E ancora: “Su questi principi vi è una comune e condivisa cultura che nessuna vicenda processuale o aspettativa terza potrà in alcun modo scalfire e mai è venuta meno, pur nell’ovvia autonomia e distinzione dei ruoli istituzionali e ordinamentali, anche in occasione di un recente e rilevante processo portato a termine nonostante accertati tentativi di influenza e condizionamento esterno, come acquisito nei procedimenti gestiti nelle sedi competenti”. L’ultimo riferimento è alle indagini in corso sul cosiddetto “falso complotto Eni” e alle dichiarazioni rese dall’ex legale esterno della compagni petrolifera Piero Amara, che hanno portato anche ad un fascicolo archiviato a dicembre a Brescia.

Proprio su questo particolare si era concentrato il comunicato di Francesco Greco la scorsa settimana offrendo l’appoggio totale perché “nonostante le intimidazioni subite hanno svolto il loro lavoro con serenità, professionalità e trasparenza”. Una nota che si era resa necessaria proprio in riferimento “ai recenti articoli di stampa sul processo” e che hanno criticato, cercando di delegittimarla, la Procura milanese. I pm avevano chiesto pene fino a 8 anni per gli imputati, tra cui ad ex ad di Eni, e una confisca di oltre un miliardo.
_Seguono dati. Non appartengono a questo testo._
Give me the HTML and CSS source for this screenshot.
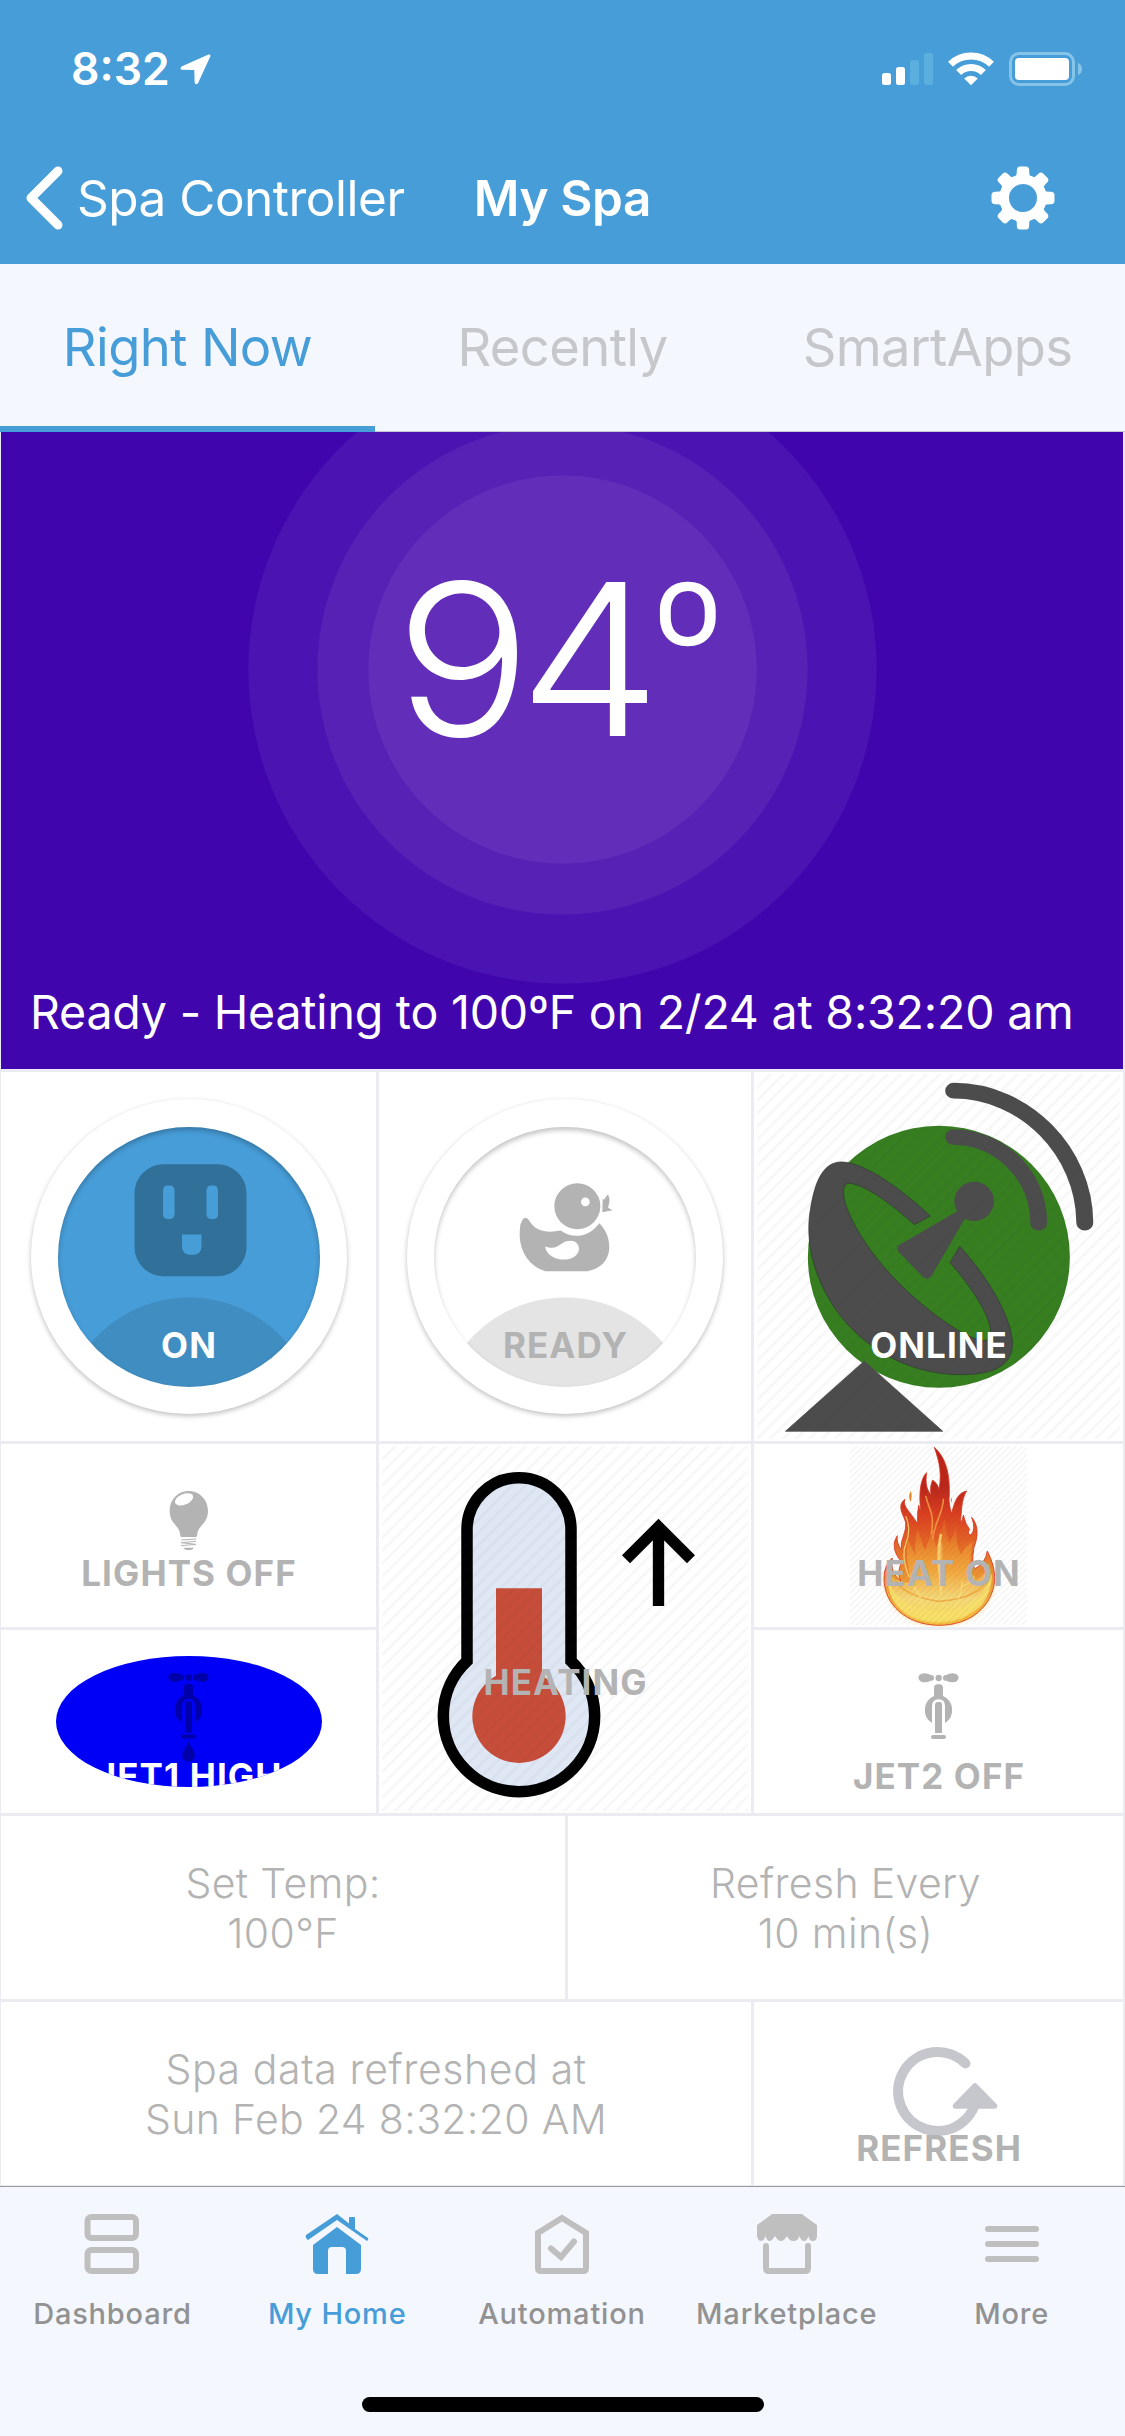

Nella nota Greco ha voluto precisare che “in relazione ai recenti articoli di stampa”, che durante le indagini sulla presunta tangente nigeriana “sono stati imbastiti da un avvocato dell’Eni, presso la Procura di Trani e presso la Procura di Siracusa, due procedimenti finalizzati ad inquinare l’inchiesta” milanese “e a danneggiare l’immagini di alcuni consiglieri indipendenti” della compagnia petrolifera, “segnatamente Luigi Zingales e Karina Litvack; per taluni fatti specifici, gli imputati, tra i quali un magistrato, hanno ammesso gli addebiti e sono già stati condannati. Il procuratore, facendo sempre riferimento all’indagine sul presunto “complotto” ha aggiunto che “nell’azione di inquinamento, chi l’ha ideata e portata avanti ha anche cercato di delegittimare il pubblico ministero di Milano“. Greco, “nel ribadire che in materia di corruzione internazionale l’obbligatorietà dell’esercizio dell’azione penale è rafforzata dagli impegni assunti dallo Stato italiano con la Convenzione Ocse di Parigi del 1997, è al fianco – conclude la nota – dei colleghi Fabio De Pasquale e Sergio Spadaro, i quali nonostante le intimidazioni subite, hanno svolto il loro lavoro con serenità, professionalità e trasparenza”.